See here for more help on the VEP GitHub repo.

Method 1: no environment

On Mac:

brew install cpanminus htslib xz

Or on Linux:

sudo apt-get -y install cpanminus htslib xz

2. Install perl deps

cpanm --sudo DBI
cpanm --sudo DBD::mysql
cpanm --sudo Set::IntervalTree
cpanm --sudo JSON
cpanm --sudo PerlIO::gzip
cpanm --sudo Bio::DB::BigFile 
cpanm --sudo Bio::DB::HTS
cpanm --sudo Try::Tiny

3. Setup htslib path

export DYLD_LIBRARY_PATH=$DYLD_LIBRARY_PATH:/Users/$USER/Desktop/ensembl-vep/htslib
git clone https://github.com/Ensembl/ensembl-vep.git
cd ensembl-vep
perl INSTALL.pl

Or can get the source code via the Download (zip) option (but runs into the exact same errors as the GitHub-distribution).
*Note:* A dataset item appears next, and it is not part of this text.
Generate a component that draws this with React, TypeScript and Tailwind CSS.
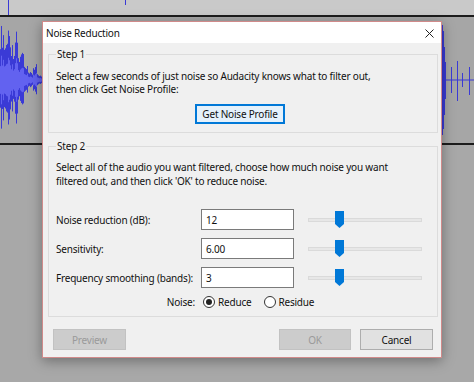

Error using default method:

bash-3.2$ perl INSTALL.pl 

WARNING: DBD::mysql module not found. VEP can only run in offline (--offline) mode without DBD::mysql installed

http://www.ensembl.org/info/docs/tools/vep/script/vep_download.html#requirements
Installation on OSX requires that you set up some paths before running this installer.
Have you 
1. added /Users/bms20/Desktop/ensembl-vep/htslib to your DYLD_LIBRARY_PATH environment variable?
(y/n): y
Hello! This installer will help you set up VEP v110, including:
 - Install v110 of the Ensembl API for use by the VEP. It will not affect any existing installations of the Ensembl API that you may have.
 - Download and install cache files from Ensembl's FTP server.
 - Download FASTA files from Ensembl's FTP server.
 - Download VEP plugins.

Checking for installed versions of the Ensembl API...done

Setting up directories
Destination directory ./Bio already exists.
Do you want to overwrite it (if updating VEP this is probably OK) (y/n)? y
 - fetching BioPerl
 - unpacking ./Bio/tmp/release-1-6-924.zip
 - moving files
Attempting to install Bio::DB::HTS and htslib.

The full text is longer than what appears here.